# Should I ask for a Dwarf Bunny for Christmas?



## GorgeousTheBetta (Jul 13, 2012)

*Well, Christmas is still pretty far away, but today I found Peter's old rabbit toys in the garage and I started to think about getting my second rabbit. :-D I used to love rodents/small furry animals and looked after them really well. I'm researching about them a lot, even though I had experience already. Here is what I'm planning to get:*
_:arrow: A large cage, around 2 by 2m (I guess... 4 by 4 feet?)
:arrow: Plenty of fresh timothy hay, basic/tea pellets, greens, clean water and occasional carrot sticks for treats
:arrow: Some new, unused toys
:arrow: Litter, newspaper and a litter box for toilet training
:arrow: Enough leftover money for vet checkups
:arrow: And the Netherland Dwarf rabbit itself, preferably a neutralized male (maybe even a buddy!)_
*Where should I get it?

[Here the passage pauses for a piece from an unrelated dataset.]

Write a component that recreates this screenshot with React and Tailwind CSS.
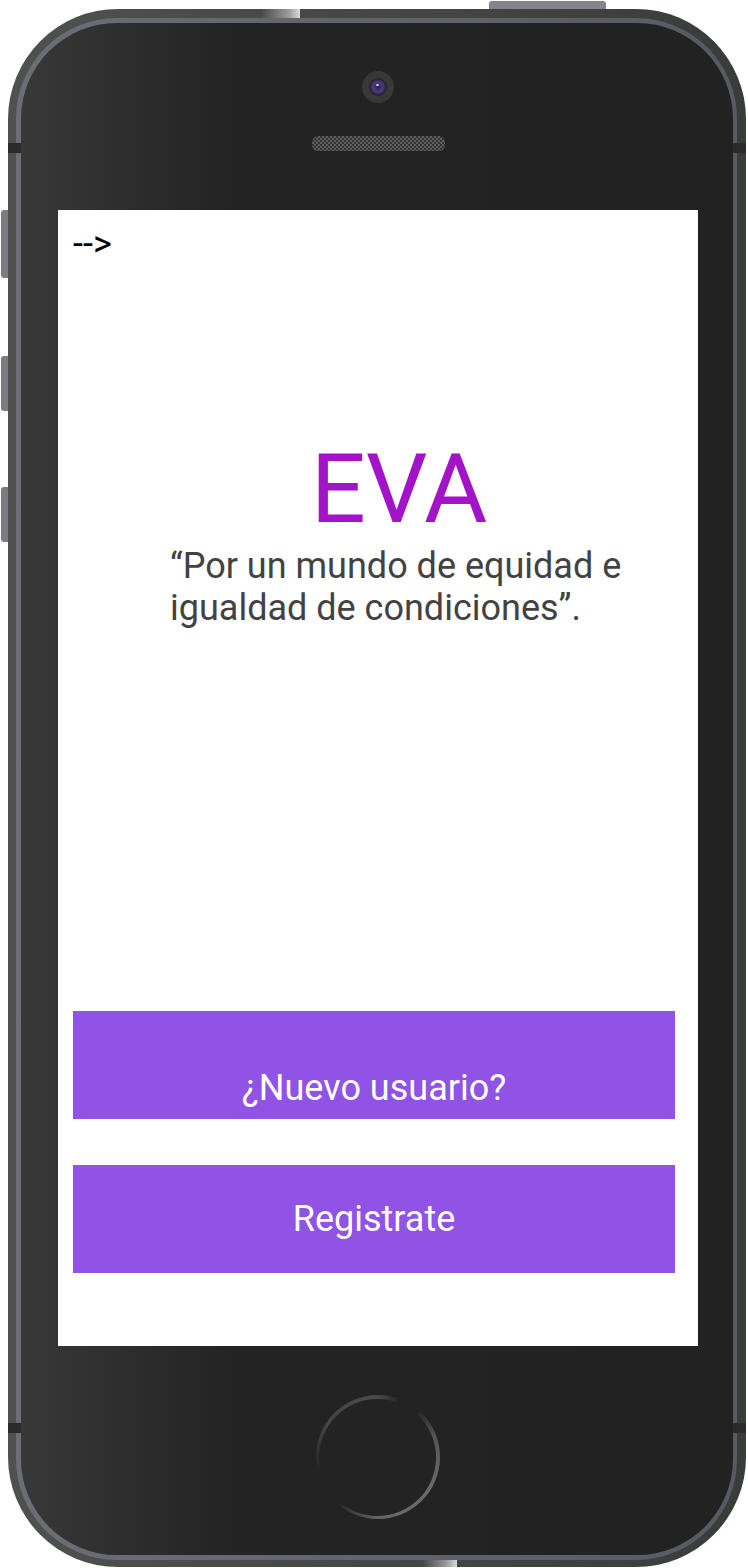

Should I get it at all?* I guess having an iPad instead would be the next choice... :lol:


----------



## GorgeousTheBetta (Jul 13, 2012)

:!: And also a leash!


----------



## doggyhog (Apr 30, 2009)

If you have the supplies and are committed to taking care of a bunny for the next 7 or so years, then go for it! They are such fun pets.


----------



## bananasammy8 (Jun 28, 2012)

Where are you planning on getting a rabbit a pet store or a breeder. I wouldn't suggest a pet store a breeder know way more then a pet store and you know where they came from.


----------



## doggyhog (Apr 30, 2009)

Yeah a breeder or a shelter is probably the best place to get a bunny.  Shelters are full of bunnies that need homes, but there are also some really great breeders out there! I have gotten all of my bunnies from breeders.


----------



## LaLaLeyla (Aug 17, 2011)

Just be aware rabbits take a lot of attention and it's a long commitment. 
If you have the time for the next few years to care for a rabbit then go for it.

I've heard some dwarves can be aggressive though.


----------



## GorgeousTheBetta (Jul 13, 2012)

I've been thinking about getting one from a breeder, but my mum said that we have to actually see the bunny in person. Do any of you know a breeder that's in/near Melbourne, VIC?


----------